» YOUR TASK
Pull every line of the entries that has the word "screenshot".
───── DATA RECORDS
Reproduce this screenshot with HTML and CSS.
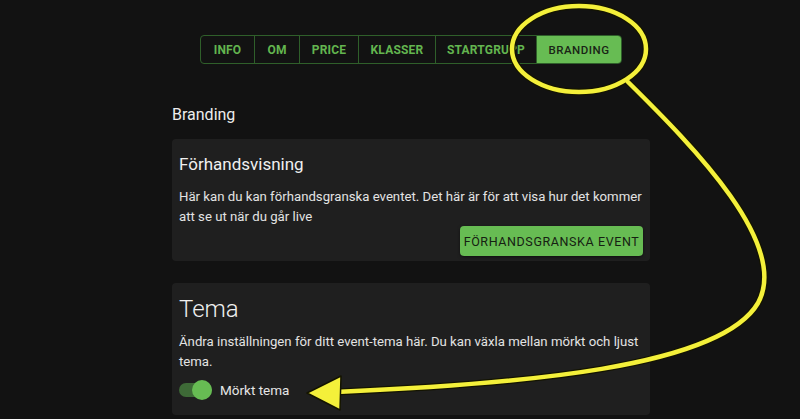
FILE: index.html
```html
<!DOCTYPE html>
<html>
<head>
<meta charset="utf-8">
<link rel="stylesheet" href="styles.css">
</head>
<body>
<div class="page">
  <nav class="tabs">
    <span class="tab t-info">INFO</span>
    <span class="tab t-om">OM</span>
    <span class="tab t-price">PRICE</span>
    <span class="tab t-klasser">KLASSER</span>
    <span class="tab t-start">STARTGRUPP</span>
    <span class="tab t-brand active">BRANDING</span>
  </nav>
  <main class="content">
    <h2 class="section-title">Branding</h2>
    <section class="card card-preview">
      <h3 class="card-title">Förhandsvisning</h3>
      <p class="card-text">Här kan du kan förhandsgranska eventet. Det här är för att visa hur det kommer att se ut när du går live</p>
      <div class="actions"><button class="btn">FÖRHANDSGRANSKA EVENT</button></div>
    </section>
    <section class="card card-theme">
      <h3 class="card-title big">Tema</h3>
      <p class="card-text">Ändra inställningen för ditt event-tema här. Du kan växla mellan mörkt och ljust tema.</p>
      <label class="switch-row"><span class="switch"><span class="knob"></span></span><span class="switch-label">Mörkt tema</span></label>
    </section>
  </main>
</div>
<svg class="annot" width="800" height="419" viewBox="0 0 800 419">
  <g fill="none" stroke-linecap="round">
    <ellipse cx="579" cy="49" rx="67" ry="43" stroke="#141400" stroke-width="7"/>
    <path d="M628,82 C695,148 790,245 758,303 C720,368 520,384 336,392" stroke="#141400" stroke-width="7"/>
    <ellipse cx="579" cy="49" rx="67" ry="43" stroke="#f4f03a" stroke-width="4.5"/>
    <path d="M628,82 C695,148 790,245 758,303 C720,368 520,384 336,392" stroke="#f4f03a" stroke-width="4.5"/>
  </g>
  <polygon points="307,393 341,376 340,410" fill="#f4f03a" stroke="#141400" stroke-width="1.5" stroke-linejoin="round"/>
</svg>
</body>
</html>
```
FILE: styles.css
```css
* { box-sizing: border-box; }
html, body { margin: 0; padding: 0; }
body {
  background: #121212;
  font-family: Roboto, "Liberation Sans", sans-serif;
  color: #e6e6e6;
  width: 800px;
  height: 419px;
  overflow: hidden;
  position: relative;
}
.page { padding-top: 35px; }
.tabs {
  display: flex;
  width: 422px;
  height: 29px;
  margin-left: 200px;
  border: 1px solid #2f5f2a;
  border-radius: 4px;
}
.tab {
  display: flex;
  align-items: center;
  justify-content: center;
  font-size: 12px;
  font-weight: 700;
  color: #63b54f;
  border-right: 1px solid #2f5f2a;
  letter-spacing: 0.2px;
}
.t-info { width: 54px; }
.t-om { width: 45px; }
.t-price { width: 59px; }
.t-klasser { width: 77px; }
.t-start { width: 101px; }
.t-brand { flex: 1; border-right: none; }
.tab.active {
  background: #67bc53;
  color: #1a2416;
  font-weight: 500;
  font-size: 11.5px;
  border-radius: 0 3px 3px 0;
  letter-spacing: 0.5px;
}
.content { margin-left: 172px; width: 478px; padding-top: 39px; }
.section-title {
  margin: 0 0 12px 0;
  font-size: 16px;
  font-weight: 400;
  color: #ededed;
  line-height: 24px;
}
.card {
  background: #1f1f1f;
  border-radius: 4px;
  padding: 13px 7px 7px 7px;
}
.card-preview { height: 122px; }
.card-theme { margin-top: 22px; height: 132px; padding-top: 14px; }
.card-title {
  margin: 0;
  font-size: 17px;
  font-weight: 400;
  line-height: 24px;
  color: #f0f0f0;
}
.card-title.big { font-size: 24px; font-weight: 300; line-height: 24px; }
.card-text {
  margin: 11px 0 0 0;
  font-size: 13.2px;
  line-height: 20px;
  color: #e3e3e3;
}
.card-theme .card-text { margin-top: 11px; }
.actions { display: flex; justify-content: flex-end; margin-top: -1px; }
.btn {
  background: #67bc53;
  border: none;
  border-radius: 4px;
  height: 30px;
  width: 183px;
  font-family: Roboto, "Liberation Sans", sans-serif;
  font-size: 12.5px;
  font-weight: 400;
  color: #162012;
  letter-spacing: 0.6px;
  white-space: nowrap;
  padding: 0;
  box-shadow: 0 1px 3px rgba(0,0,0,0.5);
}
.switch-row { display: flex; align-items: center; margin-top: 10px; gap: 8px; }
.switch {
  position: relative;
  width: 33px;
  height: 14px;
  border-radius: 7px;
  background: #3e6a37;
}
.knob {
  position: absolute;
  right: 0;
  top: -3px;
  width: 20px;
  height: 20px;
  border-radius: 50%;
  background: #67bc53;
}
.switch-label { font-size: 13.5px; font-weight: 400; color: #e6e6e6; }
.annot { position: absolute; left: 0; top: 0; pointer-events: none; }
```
──────────
───── DATA RECORDS
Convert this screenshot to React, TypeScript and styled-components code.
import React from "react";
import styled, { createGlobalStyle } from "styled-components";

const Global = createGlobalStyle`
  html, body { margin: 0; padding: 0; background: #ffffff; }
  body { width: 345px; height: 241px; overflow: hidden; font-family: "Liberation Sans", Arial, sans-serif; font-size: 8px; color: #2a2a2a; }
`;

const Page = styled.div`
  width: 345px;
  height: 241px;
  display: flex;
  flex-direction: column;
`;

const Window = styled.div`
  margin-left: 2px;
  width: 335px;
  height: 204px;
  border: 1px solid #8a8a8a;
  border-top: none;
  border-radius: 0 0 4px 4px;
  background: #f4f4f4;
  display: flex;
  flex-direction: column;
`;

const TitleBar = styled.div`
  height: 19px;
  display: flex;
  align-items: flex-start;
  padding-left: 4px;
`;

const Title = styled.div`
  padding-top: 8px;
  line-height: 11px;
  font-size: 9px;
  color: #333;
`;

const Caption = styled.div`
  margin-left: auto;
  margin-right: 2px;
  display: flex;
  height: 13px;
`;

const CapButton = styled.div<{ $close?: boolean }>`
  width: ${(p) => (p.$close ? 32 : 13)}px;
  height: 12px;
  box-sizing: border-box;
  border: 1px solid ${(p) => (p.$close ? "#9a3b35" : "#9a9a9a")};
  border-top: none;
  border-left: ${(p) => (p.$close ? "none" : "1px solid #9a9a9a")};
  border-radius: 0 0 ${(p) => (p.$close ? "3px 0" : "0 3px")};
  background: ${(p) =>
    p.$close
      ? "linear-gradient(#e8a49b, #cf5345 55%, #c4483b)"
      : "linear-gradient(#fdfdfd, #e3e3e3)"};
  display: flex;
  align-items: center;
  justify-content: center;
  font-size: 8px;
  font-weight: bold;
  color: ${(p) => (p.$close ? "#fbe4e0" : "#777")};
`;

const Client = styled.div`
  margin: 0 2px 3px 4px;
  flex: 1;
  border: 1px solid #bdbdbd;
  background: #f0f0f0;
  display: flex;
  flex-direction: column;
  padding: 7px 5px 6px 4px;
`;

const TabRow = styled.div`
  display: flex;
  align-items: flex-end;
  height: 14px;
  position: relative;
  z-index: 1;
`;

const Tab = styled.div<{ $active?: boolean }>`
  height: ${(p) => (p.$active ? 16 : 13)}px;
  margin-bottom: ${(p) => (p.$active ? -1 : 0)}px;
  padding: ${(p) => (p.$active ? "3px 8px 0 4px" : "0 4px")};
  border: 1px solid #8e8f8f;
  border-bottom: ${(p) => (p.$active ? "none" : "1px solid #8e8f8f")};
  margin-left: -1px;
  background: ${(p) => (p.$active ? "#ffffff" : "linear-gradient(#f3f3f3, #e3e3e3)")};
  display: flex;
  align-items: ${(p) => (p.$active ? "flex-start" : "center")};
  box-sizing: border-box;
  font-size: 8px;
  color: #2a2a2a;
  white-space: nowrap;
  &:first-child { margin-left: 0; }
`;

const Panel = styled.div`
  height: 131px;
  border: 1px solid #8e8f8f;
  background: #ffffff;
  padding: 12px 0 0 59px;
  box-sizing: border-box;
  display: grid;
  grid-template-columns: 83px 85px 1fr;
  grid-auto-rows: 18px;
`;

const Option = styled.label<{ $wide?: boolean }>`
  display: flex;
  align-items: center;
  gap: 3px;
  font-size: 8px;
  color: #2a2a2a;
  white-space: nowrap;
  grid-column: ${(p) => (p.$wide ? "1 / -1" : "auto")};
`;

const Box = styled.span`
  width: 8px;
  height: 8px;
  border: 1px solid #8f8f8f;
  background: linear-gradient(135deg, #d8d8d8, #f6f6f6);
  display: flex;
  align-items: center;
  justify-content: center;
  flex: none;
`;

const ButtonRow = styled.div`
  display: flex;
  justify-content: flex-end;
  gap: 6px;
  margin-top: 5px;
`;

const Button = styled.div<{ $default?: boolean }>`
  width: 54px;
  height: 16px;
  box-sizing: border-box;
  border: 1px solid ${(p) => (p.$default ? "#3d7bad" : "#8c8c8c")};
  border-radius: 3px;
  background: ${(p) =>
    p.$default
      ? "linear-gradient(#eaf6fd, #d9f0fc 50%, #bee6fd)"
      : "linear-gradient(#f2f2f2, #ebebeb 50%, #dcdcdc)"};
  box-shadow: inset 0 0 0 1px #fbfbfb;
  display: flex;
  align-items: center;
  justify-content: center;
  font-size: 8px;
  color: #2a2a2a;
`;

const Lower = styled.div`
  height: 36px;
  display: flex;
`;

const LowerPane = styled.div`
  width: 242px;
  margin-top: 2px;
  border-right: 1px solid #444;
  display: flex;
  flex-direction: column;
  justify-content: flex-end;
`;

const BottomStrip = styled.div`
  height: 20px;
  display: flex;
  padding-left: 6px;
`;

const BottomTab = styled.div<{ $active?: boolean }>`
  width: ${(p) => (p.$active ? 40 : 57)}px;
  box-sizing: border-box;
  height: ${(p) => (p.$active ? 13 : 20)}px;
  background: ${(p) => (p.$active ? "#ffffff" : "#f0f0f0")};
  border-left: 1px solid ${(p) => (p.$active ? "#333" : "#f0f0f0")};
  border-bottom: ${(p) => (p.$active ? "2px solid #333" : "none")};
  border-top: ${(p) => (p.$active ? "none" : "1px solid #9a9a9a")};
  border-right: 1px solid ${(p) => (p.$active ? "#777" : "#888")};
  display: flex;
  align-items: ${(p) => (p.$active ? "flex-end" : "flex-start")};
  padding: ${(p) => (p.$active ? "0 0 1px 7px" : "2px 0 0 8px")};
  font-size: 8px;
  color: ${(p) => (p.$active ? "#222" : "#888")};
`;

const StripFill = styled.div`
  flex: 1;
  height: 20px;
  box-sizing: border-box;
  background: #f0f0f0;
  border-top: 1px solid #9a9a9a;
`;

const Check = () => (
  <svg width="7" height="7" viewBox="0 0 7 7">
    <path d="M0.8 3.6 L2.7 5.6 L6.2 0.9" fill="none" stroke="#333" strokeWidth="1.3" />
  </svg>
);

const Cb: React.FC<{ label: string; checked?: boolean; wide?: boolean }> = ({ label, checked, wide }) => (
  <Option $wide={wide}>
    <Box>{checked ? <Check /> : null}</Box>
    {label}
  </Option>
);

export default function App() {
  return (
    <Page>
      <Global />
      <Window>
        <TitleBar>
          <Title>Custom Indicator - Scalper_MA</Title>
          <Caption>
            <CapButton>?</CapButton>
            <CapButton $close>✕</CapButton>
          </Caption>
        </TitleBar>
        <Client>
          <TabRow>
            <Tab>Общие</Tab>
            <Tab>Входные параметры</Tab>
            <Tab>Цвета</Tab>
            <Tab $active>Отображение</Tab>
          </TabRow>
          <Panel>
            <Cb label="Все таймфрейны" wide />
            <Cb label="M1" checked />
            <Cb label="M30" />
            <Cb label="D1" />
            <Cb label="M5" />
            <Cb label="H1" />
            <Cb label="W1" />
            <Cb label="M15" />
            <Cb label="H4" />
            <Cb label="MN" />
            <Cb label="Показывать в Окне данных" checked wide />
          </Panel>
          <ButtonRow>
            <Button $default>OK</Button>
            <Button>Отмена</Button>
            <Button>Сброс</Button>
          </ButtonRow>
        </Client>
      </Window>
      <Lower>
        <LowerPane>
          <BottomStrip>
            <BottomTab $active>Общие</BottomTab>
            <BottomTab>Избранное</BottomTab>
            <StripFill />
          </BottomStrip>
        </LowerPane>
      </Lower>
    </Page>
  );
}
──────────
» FULL RESPONSE
Reproduce this screenshot with HTML and CSS.
Convert this screenshot to React, TypeScript and styled-components code.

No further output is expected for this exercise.